Co-curated by Kitty Scott, the AGO’s new curator of modern and contemporary art, and Bruce Grenville, senior curator of the Vancouver Art Gallery, Lost in the Memory Palace takes its name from an ancient memorization tool that associates ideas with specific physical locations. According to the “memory palace method,” a person can walk through these locations in the mind to recollect facts and memories. Filling level four of the AGO’s David and Vivian Campbell Centre for Contemporary Art, the exhibition is arranged like a traditional house with rooms opening up into other rooms. Visitors are invited to roam through the spaces, each one a new environment featuring a distinct work. Included in the exhibition are early works Dark Pool (1995) and The Muriel Lake Incident (1999), as well more recent works Opera for a Small Room (2005) and the thundering Storm Room (2009).

Says Scott, “When you enter these spaces and are confronted by soundtracks, images, moving images and objects, you understand the physical environments to be works of art themselves. As you engage with the artworks, you become a true participant. As a result, these installations are deeply moving.”

An accompanying iPad app, featuring exhibition content and essays co-created by the AGO and the Vancouver Art Gallery, will be available for purchase from iTunes and released concurrently with the exhibition’s launch. Toronto is the first stop on the exhibition’s tour; after closing at the AGO it will travel to the Museum of Contemporary Art, San Diego, in September 2013 before opening at the Vancouver Art Gallery in June 2014.

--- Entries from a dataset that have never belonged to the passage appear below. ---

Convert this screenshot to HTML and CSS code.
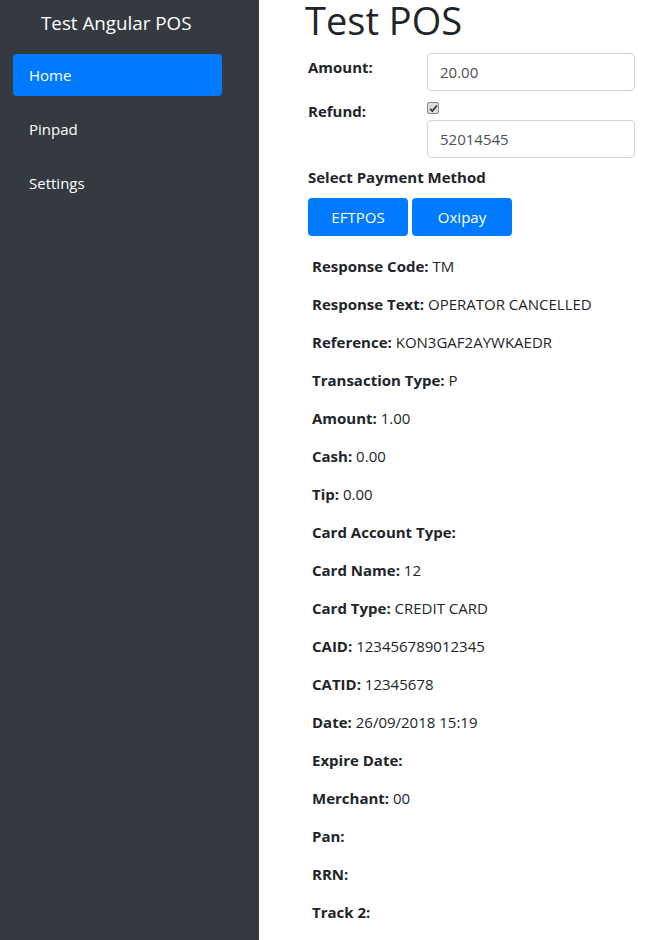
FILE: index.html
```html
<!DOCTYPE html>
<html lang="en">
<head>
<meta charset="utf-8">
<title>Test Angular POS</title>
<link rel="stylesheet" href="styles.css">
</head>
<body>
<div class="layout">
  <aside class="sidebar">
    <div class="brand">Test Angular POS</div>
    <nav class="nav">
      <a class="nav-link active" href="#">Home</a>
      <a class="nav-link" href="#">Pinpad</a>
      <a class="nav-link" href="#">Settings</a>
    </nav>
  </aside>
  <main class="main">
    <h1 class="title">Test POS</h1>
    <form class="form">
      <div class="form-row">
        <label class="form-label">Amount:</label>
        <div class="form-field">
          <input class="form-control" type="text" value="20.00">
        </div>
      </div>
      <div class="form-row">
        <label class="form-label form-label-top">Refund:</label>
        <div class="form-field">
          <span class="check" role="checkbox" aria-checked="true">
            <svg viewBox="0 0 12 12" width="9" height="9"><path d="M1.5 6.5 L4.5 9.5 L10.5 2" fill="none" stroke="#333" stroke-width="2.2"/></svg>
          </span>
          <input class="form-control" type="text" value="52014545">
        </div>
      </div>
    </form>
    <div class="section-title">Select Payment Method</div>
    <div class="buttons">
      <button class="btn" type="button">EFTPOS</button>
      <button class="btn" type="button">Oxipay</button>
    </div>
    <div class="results">
      <p><b>Response Code:</b> TM</p>
      <p><b>Response Text:</b> OPERATOR CANCELLED</p>
      <p><b>Reference:</b> KON3GAF2AYWKAEDR</p>
      <p><b>Transaction Type:</b> P</p>
      <p><b>Amount:</b> 1.00</p>
      <p><b>Cash:</b> 0.00</p>
      <p><b>Tip:</b> 0.00</p>
      <p><b>Card Account Type:</b></p>
      <p><b>Card Name:</b> 12</p>
      <p><b>Card Type:</b> CREDIT CARD</p>
      <p><b>CAID:</b> 123456789012345</p>
      <p><b>CATID:</b> 12345678</p>
      <p><b>Date:</b> 26/09/2018 15:19</p>
      <p><b>Expire Date:</b></p>
      <p><b>Merchant:</b> 00</p>
      <p><b>Pan:</b></p>
      <p><b>RRN:</b></p>
      <p><b>Track 2:</b></p>
    </div>
  </main>
</div>
</body>
</html>
```
FILE: styles.css
```css
* { box-sizing: border-box; }
html, body { height: 100%; }
body {
  margin: 0;
  font-family: "Open Sans", "Noto Sans", sans-serif;
  font-size: 15px;
  line-height: 24px;
  color: #212529;
  background: #fff;
  overflow: hidden;
}
.layout { display: flex; min-height: 940px; }
.sidebar {
  width: 259px;
  flex: 0 0 259px;
  background: #343a40;
  color: #fff;
}
.brand {
  padding: 8px 0 0 41px;
  font-size: 18.8px;
  line-height: 30px;
}
.nav {
  display: flex;
  flex-direction: column;
  gap: 12px;
  margin: 16px 0 0 13px;
  width: 209px;
}
.nav-link {
  display: block;
  height: 42px;
  line-height: 42px;
  padding: 0 16px;
  color: #fff;
  text-decoration: none;
  border-radius: 4px;
  font-size: 15px;
}
.nav-link.active { background: #007bff; }
.main {
  flex: 1;
  padding: 0 0 0 49px;
}
.title {
  margin: 0 0 0 -3px;
  font-size: 38px;
  font-weight: 500;
  line-height: 40px;
  color: #212529;
}
.form { margin-top: 13px; }
.form-row {
  display: flex;
  margin-bottom: 10px;
}
.form-label {
  width: 119px;
  flex: 0 0 119px;
  font-weight: 700;
  padding-top: 2px;
}
.form-label-top {
  padding-top: 0;
  margin-top: -2px;
}
.form-field {
  display: flex;
  flex-direction: column;
  align-items: flex-start;
}
.form-control {
  width: 208px;
  height: 38px;
  padding: 0 12px;
  border: 1px solid #ced4da;
  border-radius: 4px;
  font-family: inherit;
  font-size: 15px;
  color: #495057;
  background: #fff;
}
.check {
  display: flex;
  align-items: center;
  justify-content: center;
  width: 12px;
  height: 12px;
  margin: 1px 0 6px 0;
  border: 1px solid #8a8a8a;
  border-radius: 2px;
  background: #dcdcdc;
}
.section-title {
  font-weight: 700;
  line-height: 24px;
  margin-top: -3px;
}
.buttons {
  display: flex;
  gap: 4px;
  margin-top: 9px;
}
.btn {
  width: 100px;
  height: 38px;
  border: 0;
  border-radius: 4px;
  background: #007bff;
  color: #fff;
  font-family: inherit;
  font-size: 15px;
}
.results {
  margin-top: 18px;
  padding-left: 4px;
}
.results p {
  margin: 0 0 14px;
  line-height: 24px;
}
.results b { font-weight: 700; }
```
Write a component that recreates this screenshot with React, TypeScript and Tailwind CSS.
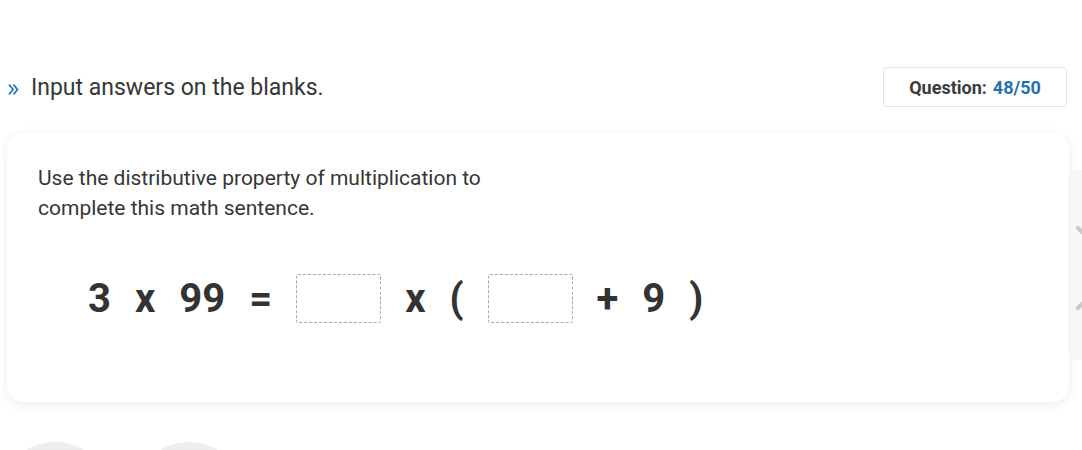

In conjunction with the exhibition, the AGO will install Janet Cardiff’s celebrated soundscape Forty-Part Motet (2001) in the Henry Moore Sculpture Centre. The work features 40 mounted loud speakers that define a round space, each emitting a separately recorded voice singing Thomas Tallis’s 1573 choral composition Spem in Alium; the arrangement of speakers gives participants the opportunity to explore choral music as they would a sculpture, by listening to it in parts and as a whole. Hailed by the New York Times as “deceptively simple, matter-of-fact in its presentation – and so sublime in its effect,” the piece is on special loan to the AGO from New York’s Museum of Modern Art.

Organized by the Art Gallery of Ontario and the Vancouver Art Gallery, Lost in the Memory Palace runs at the AGO from Apr. 6 to Aug. 18.